It has been brought to my attention that I have a slight preoccupation with words. Not just words as, well, words, but using the correct word to describe something. More than once I have corrected my therapist when he used the 'wrong' word. Most of the time it has to do with feelings. See, I don't do feelings well. I don't like them, I don't describe them very well (at least not the same as others do) and I don't experience them nearly as often as I have been lead to believe is 'Normal'. And so, I suppose, yes, I am particular about my word choice, especially in that context.
I had a meds appointment this morning. As I noted in my last blog the Wellbutrin that has been added to my daily medication has succeded in making the urges to cut and thoughts of suicide much less noticible, however it has also left me feeling flat, colorless, lifeless. I told him that.
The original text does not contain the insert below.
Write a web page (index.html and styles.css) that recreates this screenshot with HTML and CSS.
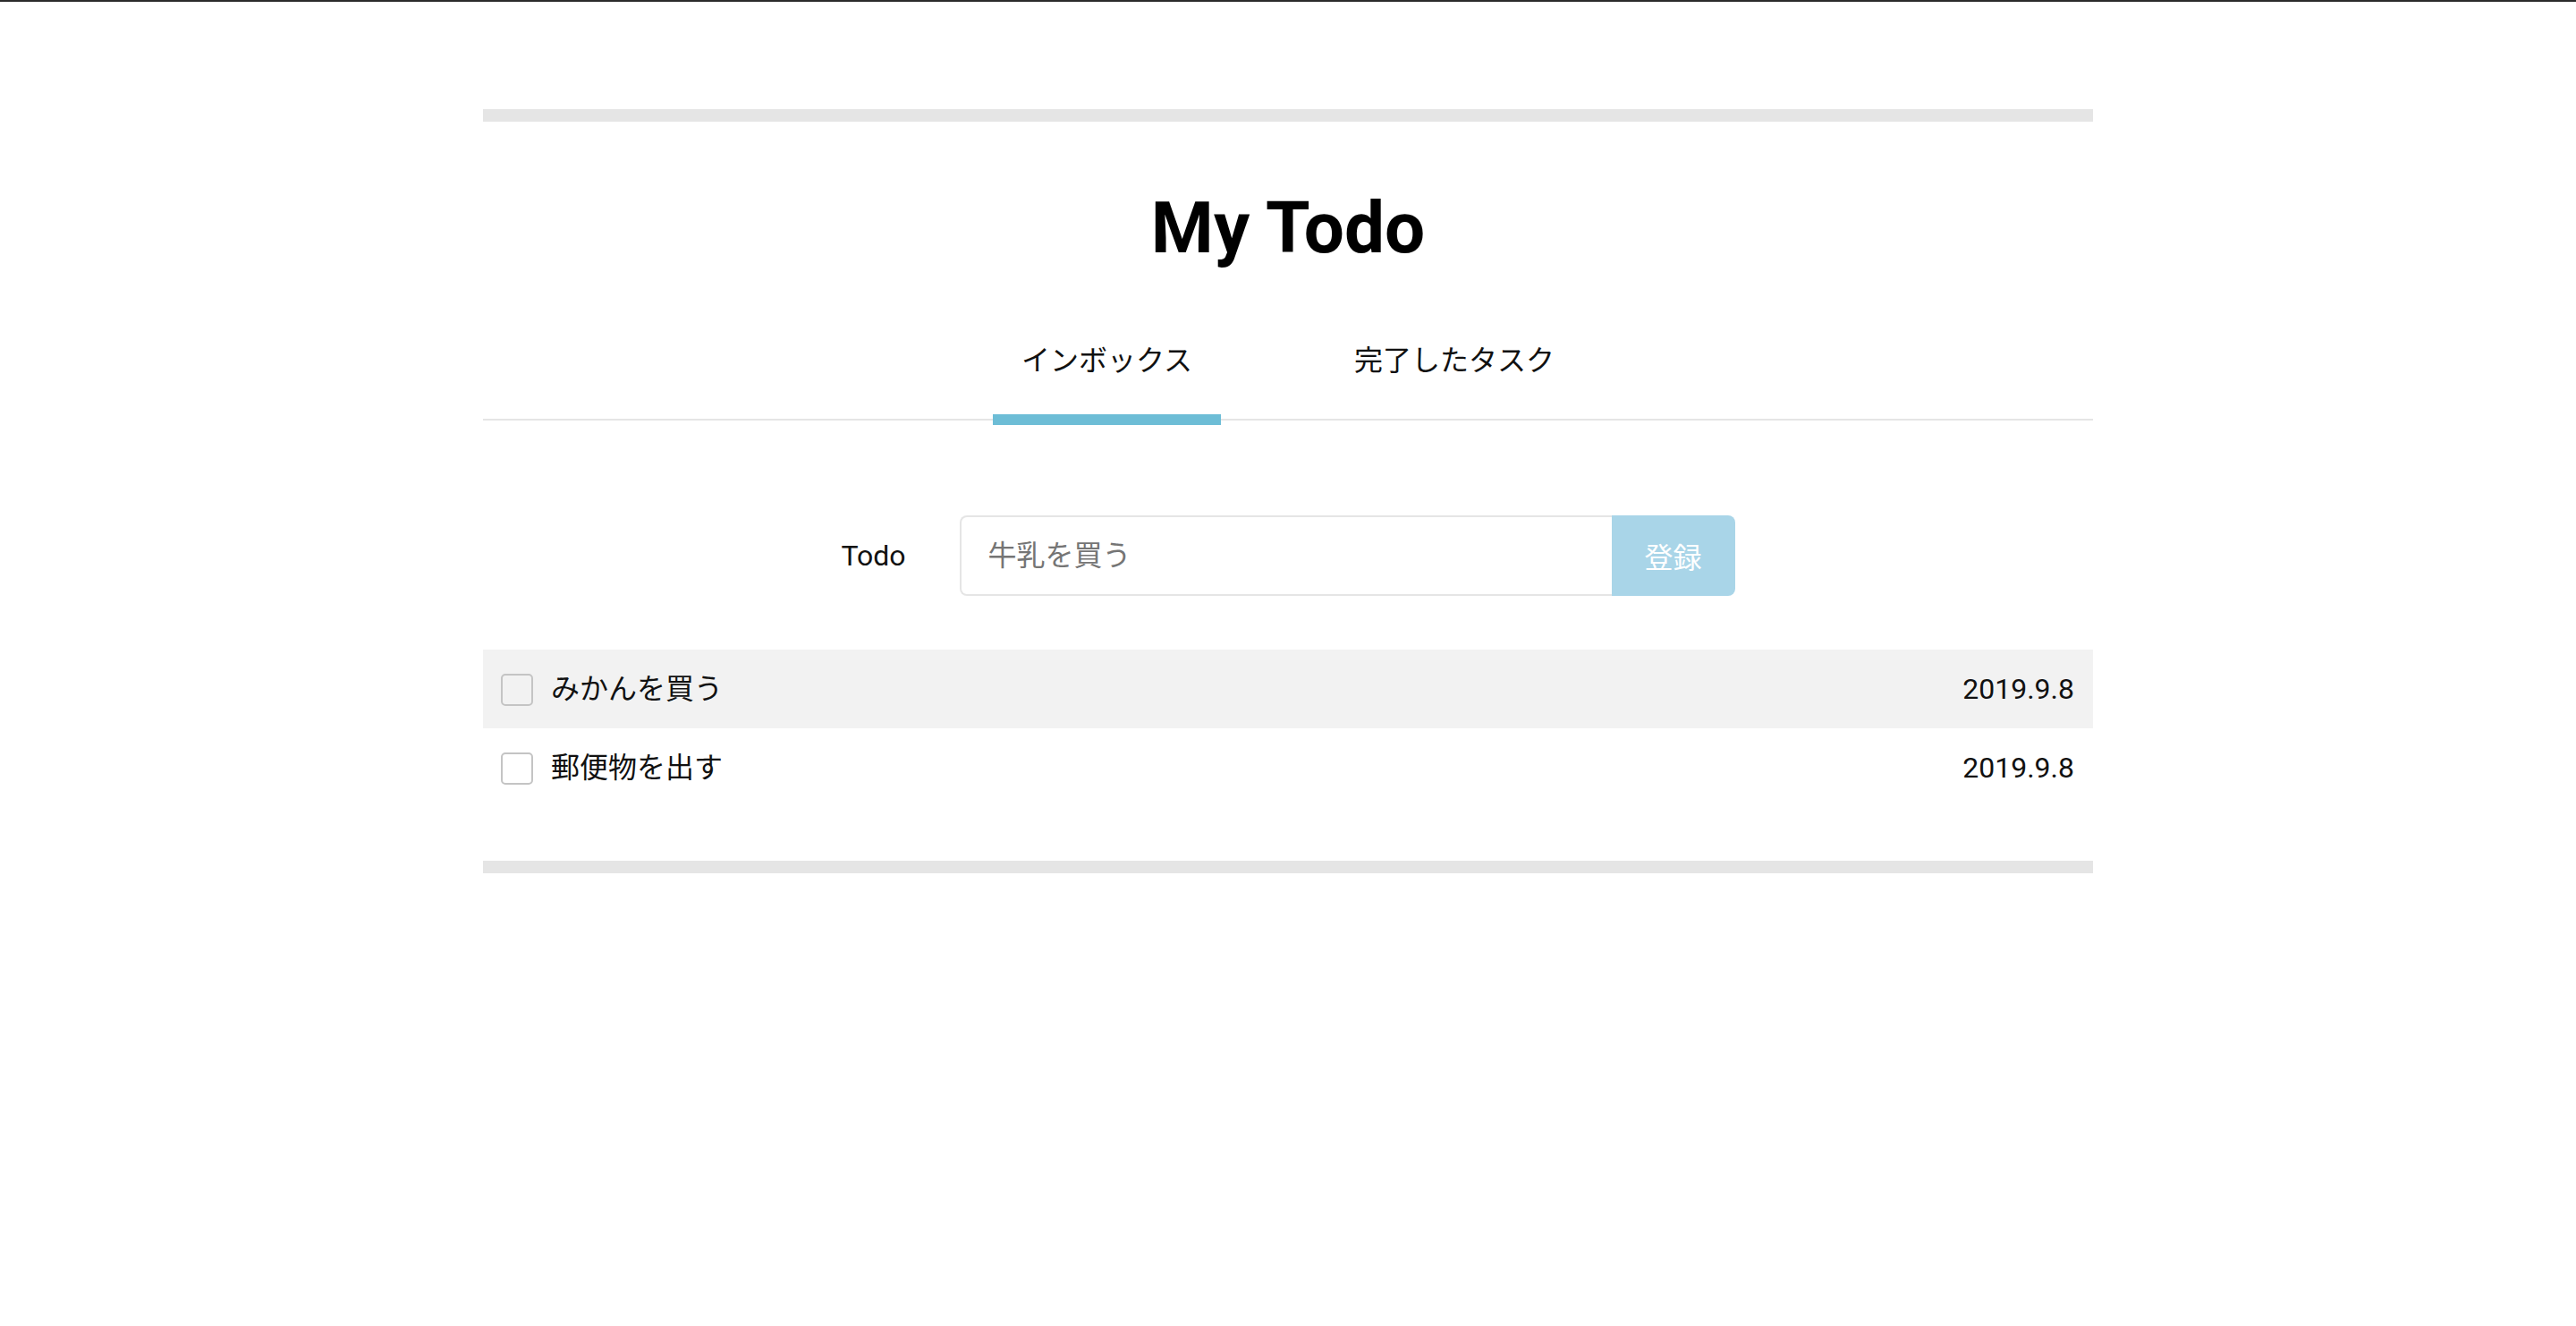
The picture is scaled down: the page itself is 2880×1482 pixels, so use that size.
FILE: index.html
```html
<!DOCTYPE html>
<html lang="ja">
<head>
<meta charset="utf-8">
<title>My Todo</title>
<link rel="stylesheet" href="styles.css">
</head>
<body>
<div class="page">
  <div class="bar"></div>
  <h1 class="title">My Todo</h1>
  <nav class="tabs">
    <a class="tab tab-active">インボックス</a>
    <a class="tab">完了したタスク</a>
  </nav>
  <form class="add-form">
    <label class="add-label" for="todo">Todo</label>
    <div class="add-group">
      <input class="add-input" id="todo" type="text" placeholder="牛乳を買う">
      <button class="add-btn" type="button">登録</button>
    </div>
  </form>
  <ul class="todo-list">
    <li class="todo-item todo-item-shaded">
      <input class="todo-check" type="checkbox">
      <span class="todo-text">みかんを買う</span>
      <span class="todo-date">2019.9.8</span>
    </li>
    <li class="todo-item">
      <input class="todo-check" type="checkbox">
      <span class="todo-text">郵便物を出す</span>
      <span class="todo-date">2019.9.8</span>
    </li>
  </ul>
  <div class="bar bar-bottom"></div>
</div>
</body>
</html>
```
FILE: styles.css
```css
* { box-sizing: border-box; }

html, body {
  margin: 0;
  padding: 0;
  background: #fff;
}

body {
  border-top: 2px solid #2b2b2b;
  font-family: Roboto, "Noto Sans CJK JP", sans-serif;
  color: #111;
  font-size: 32px;
}

.page {
  width: 1800px;
  margin: 0 auto;
  padding-top: 120px;
}

.bar {
  height: 14px;
  background: #e5e5e5;
}

.bar-bottom {
  margin-top: 60px;
}

.title {
  margin: 72px 0 0;
  font-size: 80px;
  line-height: 94px;
  font-weight: 700;
  text-align: center;
  color: #000;
}

.tabs {
  margin-top: 55px;
  display: flex;
  justify-content: center;
  gap: 117px;
  border-bottom: 2px solid #e5e5e5;
}

.tab {
  position: relative;
  padding: 22px 32px 41px;
  line-height: 48px;
  font-size: 32px;
  color: #111;
  text-decoration: none;
  cursor: pointer;
}

.tab-active::after {
  content: "";
  position: absolute;
  left: 0;
  right: 0;
  bottom: -7px;
  height: 12px;
  background: #6dbdd6;
}

.add-form {
  margin: 106px 0 0;
  display: flex;
  justify-content: center;
  align-items: center;
  gap: 60px;
}

.add-label {
  font-size: 32px;
  line-height: 48px;
  color: #111;
}

.add-group {
  display: flex;
  height: 90px;
}

.add-input {
  width: 729px;
  height: 90px;
  margin: 0;
  padding: 0 30px;
  border: 2px solid #e5e5e5;
  border-right: none;
  border-radius: 8px 0 0 8px;
  font-family: Roboto, "Noto Sans CJK JP", sans-serif;
  font-size: 32px;
  color: #111;
  outline: none;
}

.add-input::placeholder {
  color: #757575;
}

.add-btn {
  width: 138px;
  height: 90px;
  margin: 0;
  border: none;
  border-radius: 0 8px 8px 0;
  background: #a9d5e8;
  color: #fff;
  font-family: Roboto, "Noto Sans CJK JP", sans-serif;
  font-size: 32px;
  cursor: pointer;
}

.todo-list {
  list-style: none;
  margin: 60px 0 0;
  padding: 0;
}

.todo-item {
  display: flex;
  align-items: center;
  height: 88px;
  padding: 0 21px 0 20px;
}

.todo-item-shaded {
  background: #f2f2f2;
}

.todo-check {
  appearance: none;
  -webkit-appearance: none;
  width: 36px;
  height: 36px;
  margin: 2px 20px 0 0;
  border: 2px solid #c4c4c4;
  border-radius: 5px;
  background: transparent;
  flex-shrink: 0;
}

.todo-text {
  flex: 1;
  font-size: 32px;
  line-height: 48px;
  color: #111;
}

.todo-date {
  font-size: 32px;
  line-height: 48px;
  color: #111;
}
```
That is, I told him that it makes me feel 'flat'. He looked at me and said 'You feel empty?'. Since when did flat and empty mean the same thing? The cup is empty, the table is flat. It's not rocket science people. I am very careful when I pick my words especially in therapy or at a doctors appointment. What I say is what I really mean. I use a specific word because that is what it is to me. Disgust does not mean I find something 'icky'(yes, I have actually had that suggested). Lousy is worse than Out of Sorts but not as bad as Awful. And Flat is not Empty.
3 comments:
I once described that flat feeling as like walking around the world and everything is in black and white and drawn no cardboard. Like people you pass are just cutouts, each one looking remarkably similar to the last. There's a lack of contrast, of beauty, of any depth to the world. The world has no meaning or purpose any more, it just...exists.
That something like how you have felt?
~Shiv
No, though that's a good discription. But it's not the world that seems flat, it's me. Flat, colorless... Everything is muted, a ghost of what it used to be. I'm just... Flat. *shrug* But good lord, where did he get 'empty' from 'flat'?
Psychiatrists have a tendency, I've found, to conflate meaning. We have to fit into their neat little diagnostic categories somehow, so they often shoe-horn our experiences/states to make them fit. It irritates me as well but then I've been accused of pedantry on more than one occasion. On the bright side, at least you've probably established that your feelings are not open to wide interpretation, which can be a blessing.